### INFORMATION SHOWN:

▼

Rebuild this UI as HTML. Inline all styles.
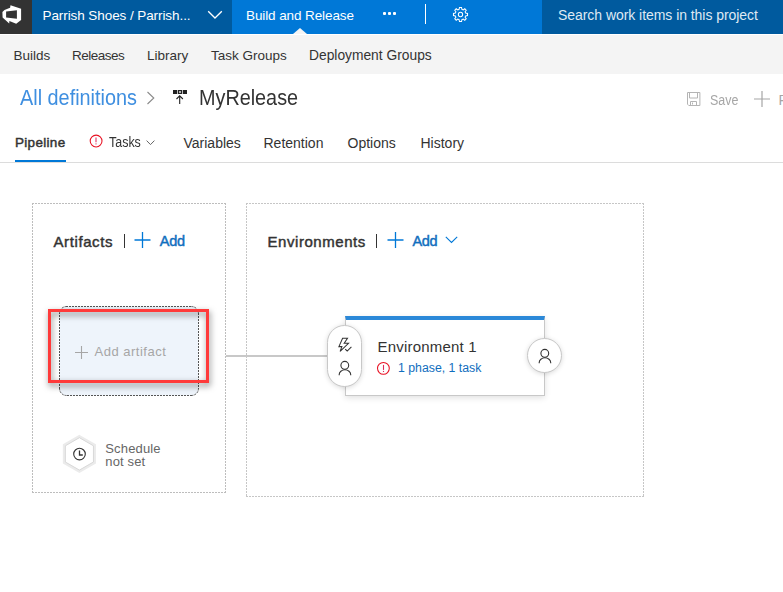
<!DOCTYPE html>
<html><head><meta charset="utf-8">
<style>
*{margin:0;padding:0;box-sizing:border-box}
html,body{width:783px;height:592px;overflow:hidden;background:#fff;font-family:"Liberation Sans",sans-serif;color:#333;position:relative}
.abs{position:absolute;white-space:nowrap;line-height:1}
svg{position:absolute;overflow:visible}
#top{position:absolute;left:0;top:0;width:783px;height:34px;background:#0078d7}
#logo{position:absolute;left:0;top:0;width:32px;height:34px;background:#333}
#proj{position:absolute;left:32px;top:0;width:200px;height:34px;background:#005a9e}
#search{position:absolute;left:542px;top:0;width:241px;height:34px;background:#005a9e}
.wt{color:#fff;font-size:13.5px}
#sub{position:absolute;left:0;top:34px;width:783px;height:40px;background:#f4f4f4;border-top:1px solid #fff}
.sb{font-size:13.5px;color:#333;top:48.5px}
.tab{font-size:14px;color:#333;top:135.7px}
.sm{font-weight:normal !important;-webkit-text-stroke:0.45px currentColor}
</style></head>
<body>
<div id="top"></div>
<div id="logo"></div>
<div id="proj"></div>
<div id="search"></div>
<svg style="left:0;top:0" width="32" height="34" viewBox="0 0 32 34">
  <path fill="#fff" fill-rule="evenodd" d="M10.5 5.3 L21.1 8.8 L21.1 20 L16.2 23.7 L9.4 21 L9.2 23.5 L2.6 17.6 L2.4 11.9 L4.5 9.9 L10.1 7.7 Z M6.1 11.4 L16.9 10.3 L16.9 18.7 L6.1 17.4 Z"/>
</svg>
<div class="abs wt" style="left:42.5px;top:9.1px;letter-spacing:-0.08px">Parrish Shoes / Parrish...</div>
<svg style="left:207px;top:10px" width="16" height="10" viewBox="0 0 16 10"><path d="M1.2 1.2 L8 8 L14.8 1.2" fill="none" stroke="#fff" stroke-width="1.3"/></svg>
<div class="abs wt" style="left:246px;top:9.1px;letter-spacing:-0.1px">Build and Release</div>
<svg style="left:293px;top:28px" width="14" height="6" viewBox="0 0 14 6"><path d="M0 6 L7 0 L14 6 Z" fill="#f4f4f4"/></svg>
<div class="abs" style="left:382.7px;top:12px;width:3px;height:3px;border-radius:1px;background:#fff"></div>
<div class="abs" style="left:387.9px;top:12px;width:3px;height:3px;border-radius:1px;background:#fff"></div>
<div class="abs" style="left:393.1px;top:12px;width:3px;height:3px;border-radius:1px;background:#fff"></div>
<div class="abs" style="left:425px;top:4px;width:1px;height:20px;background:#fff"></div>
<svg style="left:453.4px;top:6.6px" width="15" height="15" viewBox="0 0 16 16">
  <path fill="none" stroke="#fff" stroke-width="1.1" d="M6.9 1 L9.1 1 L9.5 3 L10.9 3.6 L12.6 2.4 L14.1 3.9 L12.9 5.6 L13.5 7 L15.5 7.4 L15.5 9.6 L13.5 10 L12.9 11.4 L14.1 13.1 L12.6 14.6 L10.9 13.4 L9.5 14 L9.1 16 L6.9 16 L6.5 14 L5.1 13.4 L3.4 14.6 L1.9 13.1 L3.1 11.4 L2.5 10 L0.5 9.6 L0.5 7.4 L2.5 7 L3.1 5.6 L1.9 3.9 L3.4 2.4 L5.1 3.6 L6.5 3 Z" transform="translate(0,-0.5)"/>
  <circle cx="8" cy="8" r="2.3" fill="none" stroke="#fff" stroke-width="1.1"/>
</svg>
<div class="abs wt" style="left:558px;top:8px;font-size:14px;color:#dfe9f3;letter-spacing:-0.05px">Search work items in this project</div>

<div id="sub"></div>
<div class="abs sb" style="left:13.5px">Builds</div>
<div class="abs sb" style="left:72px;letter-spacing:-0.5px">Releases</div>
<div class="abs sb" style="left:147px">Library</div>
<div class="abs sb" style="left:211px;letter-spacing:0px">Task Groups</div>
<div class="abs sb" style="left:309px;font-size:13.8px">Deployment Groups</div>

<div class="abs" style="left:20px;top:86.8px;font-size:22px;color:#3f8fe0;letter-spacing:0px;transform-origin:0 0;transform:scaleX(0.902)">All definitions</div>
<svg style="left:146px;top:91px" width="10" height="14" viewBox="0 0 10 14"><path d="M1.5 1 L7.8 7 L1.5 13" fill="none" stroke="#8a8a8a" stroke-width="1.1"/></svg>
<svg style="left:172px;top:89px" width="17" height="16" viewBox="0 0 17 16">
  <rect x="1" y="1" width="4.2" height="4" fill="#222"/>
  <rect x="5.9" y="1" width="4.2" height="4" fill="#222"/>
  <rect x="10.8" y="1" width="4.2" height="4" fill="#222"/>
  <rect x="7.2" y="2.2" width="1.6" height="1.6" fill="#fff"/>
  <path d="M7.7 6.8 L7.7 15 M4.5 10 L7.7 6.8 L10.9 10" fill="none" stroke="#222" stroke-width="1.1"/>
</svg>
<div class="abs" style="left:199px;top:87px;font-size:22px;color:#333;letter-spacing:0px;transform-origin:0 0;transform:scaleX(0.9)">MyRelease</div>

<svg style="left:686px;top:92px" width="15" height="15" viewBox="0 0 15 15">
  <path d="M1.5 0.5 H13.9 V13.5 H2.8 L1.5 12.2 Z" fill="none" stroke="#b4b4b4" stroke-width="1"/>
  <path d="M3.5 0.5 V6 H11.5 V0.5" fill="none" stroke="#b4b4b4" stroke-width="1"/>
  <path d="M4.5 13.5 V9.5 H10.5 V13.5 M6.5 10.5 V12.5" fill="none" stroke="#b4b4b4" stroke-width="1"/>
</svg>
<div class="abs" style="left:709.8px;top:93px;font-size:14px;color:#a6a6a6;transform-origin:0 0;transform:scaleX(0.89)">Save</div>
<svg style="left:754px;top:91px" width="16" height="16" viewBox="0 0 16 16"><path d="M8 0 V16 M0 8 H16" stroke="#a6a6a6" stroke-width="1.2"/></svg>
<div class="abs" style="left:778.5px;top:93px;font-size:14px;color:#a6a6a6">R</div>

<div class="abs tab sm" style="left:15px;font-weight:bold;font-size:13.5px;top:136.3px;letter-spacing:0.3px">Pipeline</div>
<div class="abs" style="left:15px;top:160px;width:51px;height:2px;background:#0078d7"></div>
<svg style="left:89px;top:133.5px" width="14" height="14" viewBox="0 0 14 14"><circle cx="7.1" cy="7" r="5.9" fill="none" stroke="#e81123" stroke-width="1.05"/><path d="M7 3.6 V8.3" stroke="#e02a5a" stroke-width="1.05"/><rect x="6.45" y="9.4" width="1.1" height="1" fill="#e02a5a"/></svg>
<div class="abs tab" style="left:108.5px;top:134.6px;font-size:14px;letter-spacing:0px;transform-origin:0 0;transform:scaleX(0.89)">Tasks</div>
<svg style="left:146px;top:140px" width="9" height="6" viewBox="0 0 9 6"><path d="M0.6 0.6 L4.5 4.6 L8.4 0.6" fill="none" stroke="#666" stroke-width="1"/></svg>
<div class="abs tab" style="left:183.5px">Variables</div>
<div class="abs tab" style="left:263.5px">Retention</div>
<div class="abs tab" style="left:347.5px">Options</div>
<div class="abs tab" style="left:420.5px">History</div>
<div class="abs" style="left:0;top:162px;width:783px;height:1px;background:#dcdcdc"></div>

<!-- panels -->
<div class="abs" style="left:32px;top:203px;width:194px;height:1px;background:repeating-linear-gradient(90deg,#bdbdbd 0 2px,transparent 2px 3px)"></div>
<div class="abs" style="left:32px;top:492px;width:194px;height:1px;background:repeating-linear-gradient(90deg,#bdbdbd 0 2px,transparent 2px 3px)"></div>
<div class="abs" style="left:32px;top:203px;width:1px;height:290px;background:repeating-linear-gradient(180deg,#bdbdbd 0 2px,transparent 2px 3px)"></div>
<div class="abs" style="left:225px;top:203px;width:1px;height:290px;background:repeating-linear-gradient(180deg,#bdbdbd 0 2px,transparent 2px 3px)"></div>
<div class="abs" style="left:246px;top:203px;width:398px;height:1px;background:repeating-linear-gradient(90deg,#c6c6c6 0 2px,transparent 2px 3px)"></div>
<div class="abs" style="left:246px;top:496px;width:398px;height:1px;background:repeating-linear-gradient(90deg,#c6c6c6 0 2px,transparent 2px 3px)"></div>
<div class="abs" style="left:246px;top:203px;width:1px;height:294px;background:repeating-linear-gradient(180deg,#c6c6c6 0 2px,transparent 2px 3px)"></div>
<div class="abs" style="left:643px;top:203px;width:1px;height:294px;background:repeating-linear-gradient(180deg,#c6c6c6 0 2px,transparent 2px 3px)"></div>
<div class="abs" style="left:226px;top:355px;width:102px;height:2px;background:#c8c8c8"></div>


<div class="abs sm" style="left:53.5px;top:234.2px;font-size:15px;color:#333;letter-spacing:0.6px">Artifacts</div>
<div class="abs" style="left:124px;top:234px;width:1px;height:14px;background:#333"></div>
<svg style="left:134px;top:232px" width="17" height="16" viewBox="0 0 17 16"><path d="M8.5 0 V16 M0.5 8 H16.5" stroke="#0078d7" stroke-width="1.3"/></svg>
<div class="abs sm" style="left:159.8px;top:234.2px;font-size:14.5px;color:#106ebe;letter-spacing:-0.3px">Add</div>

<div class="abs sm" style="left:267.5px;top:234.2px;font-size:15px;color:#333;letter-spacing:0.55px">Environments</div>
<div class="abs" style="left:376px;top:234px;width:1px;height:14px;background:#333"></div>
<svg style="left:387px;top:232px" width="17" height="16" viewBox="0 0 17 16"><path d="M8.5 0 V16 M0.5 8 H16.5" stroke="#0078d7" stroke-width="1.3"/></svg>
<div class="abs sm" style="left:412.5px;top:234.2px;font-size:14.5px;color:#106ebe;letter-spacing:-0.35px">Add</div>
<svg style="left:445px;top:236px" width="13" height="8" viewBox="0 0 13 8"><path d="M0.8 0.8 L6.5 6.5 L12.2 0.8" fill="none" stroke="#0078d7" stroke-width="1.1"/></svg>

<!-- artifact box -->
<svg style="left:0;top:0" width="783" height="592">
  <rect x="59.5" y="306.5" width="139" height="89" rx="7" ry="7" fill="#eef4fb"/>
  <g fill="none" stroke="#555" stroke-width="1" stroke-dasharray="2 1">
    <path d="M66 306.5 H192"/>
    <path d="M198.5 313 V389"/>
    <path d="M192 395.5 H66"/>
    <path d="M59.5 389 V313"/>
    <path d="M59.5 313.5 A7 7 0 0 1 66.5 306.5"/>
    <path d="M191.5 306.5 A7 7 0 0 1 198.5 313.5"/>
    <path d="M198.5 388.5 A7 7 0 0 1 191.5 395.5"/>
    <path d="M66.5 395.5 A7 7 0 0 1 59.5 388.5"/>
  </g>
</svg>
<svg style="left:75px;top:346px" width="13" height="13" viewBox="0 0 13 13"><path d="M6.5 0 V13 M0 6.5 H13" stroke="#a6a6a6" stroke-width="1.1"/></svg>
<div class="abs" style="left:94.5px;top:345.4px;font-size:13px;color:#a6a6a6;letter-spacing:0.5px">Add artifact</div>

<!-- red annotation -->
<div class="abs" style="left:48px;top:309px;width:161px;height:74px;border:3px solid #ff3a3a;filter:drop-shadow(1px 3px 3px rgba(0,0,0,0.5))"></div>

<!-- schedule -->
<svg style="left:0;top:0" width="783" height="592">
  <path d="M79.40 436.30 L94.64 445.10 L94.64 462.70 L79.40 471.50 L64.16 462.70 L64.16 445.10 Z" fill="#fff" stroke="#ebebeb" stroke-width="2.6"/>
  <path d="M79.40 437.70 L93.43 445.80 L93.43 462.00 L79.40 470.10 L65.37 462.00 L65.37 445.80 Z" fill="none" stroke="#d6d6d6" stroke-width="0.9"/>
  <circle cx="79.5" cy="454.1" r="5.8" fill="none" stroke="#333" stroke-width="1.1"/>
  <path d="M79.5 450.6 V455 H82.8" fill="none" stroke="#333" stroke-width="1.3"/>
</svg>
<div class="abs" style="left:105.3px;top:441.5px;font-size:13px;color:#666;line-height:13.5px;letter-spacing:0.15px">Schedule<br>not set</div>

<!-- environment card -->
<div class="abs" style="left:345px;top:316px;width:200px;height:80px;background:#fff;border:1px solid #c8c8c8;border-top:4px solid #2b88d8;box-shadow:0 2px 6px rgba(0,0,0,0.12)"></div>
<div class="abs" style="left:327px;top:325px;width:35px;height:62px;border-radius:18px;background:#fff;border:1px solid #c8c8c8;box-shadow:0 1px 5px rgba(0,0,0,0.15)"></div>
<svg style="left:334px;top:334px" width="22" height="22" viewBox="0 0 22 22">
  <path d="M8.6 4.3 H13.5 L10.2 9.3 H14.5 L6.1 17.4 L7.9 12.6 H4.9 Z" fill="none" stroke="#333" stroke-width="1.05" stroke-linejoin="miter"/>
  <path d="M11.2 15.1 L13.2 17 L17.4 12.8" fill="none" stroke="#333" stroke-width="1.05"/>
</svg>
<svg style="left:337px;top:360px" width="16" height="16" viewBox="0 0 16 16">
  <circle cx="7.8" cy="5.3" r="3.9" fill="none" stroke="#333" stroke-width="1.1"/>
  <path d="M2.2 15.2 V14.6 A5.75 4.8 0 0 1 13.7 14.6 V15.2" fill="none" stroke="#333" stroke-width="1.1"/>
</svg>
<div class="abs" style="left:377.5px;top:338.8px;font-size:15px;color:#333;letter-spacing:0.2px">Environment 1</div>
<svg style="left:376px;top:361px" width="15" height="15" viewBox="0 0 15 15"><circle cx="7.4" cy="7.35" r="5.9" fill="none" stroke="#e81123" stroke-width="1.05"/><path d="M7.5 3.9 V8.9" stroke="#e02a5a" stroke-width="1.1"/><rect x="6.95" y="9.9" width="1.1" height="1.1" fill="#e02a5a"/></svg>
<div class="abs" style="left:398px;top:362.2px;font-size:12.3px;color:#106ebe">1 phase, 1 task</div>
<div class="abs" style="left:527px;top:338px;width:35px;height:35px;border-radius:50%;background:#fff;border:1px solid #c8c8c8;box-shadow:0 1px 5px rgba(0,0,0,0.15)"></div>
<svg style="left:537px;top:348px" width="16" height="16" viewBox="0 0 16 16">
  <circle cx="7.8" cy="5.3" r="3.9" fill="none" stroke="#333" stroke-width="1.1"/>
  <path d="M2.2 15.2 V14.6 A5.75 4.8 0 0 1 13.7 14.6 V15.2" fill="none" stroke="#333" stroke-width="1.1"/>
</svg>

</body></html>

▲

### TASK DESCRIPTION:
All lines holding the word "this" should be picked out and copied.

### SOLVED PROBLEM:
Rebuild this UI as HTML. Inline all styles.
<div class="abs wt" style="left:558px;top:8px;font-size:14px;color:#dfe9f3;letter-spacing:-0.05px">Search work items in this project</div>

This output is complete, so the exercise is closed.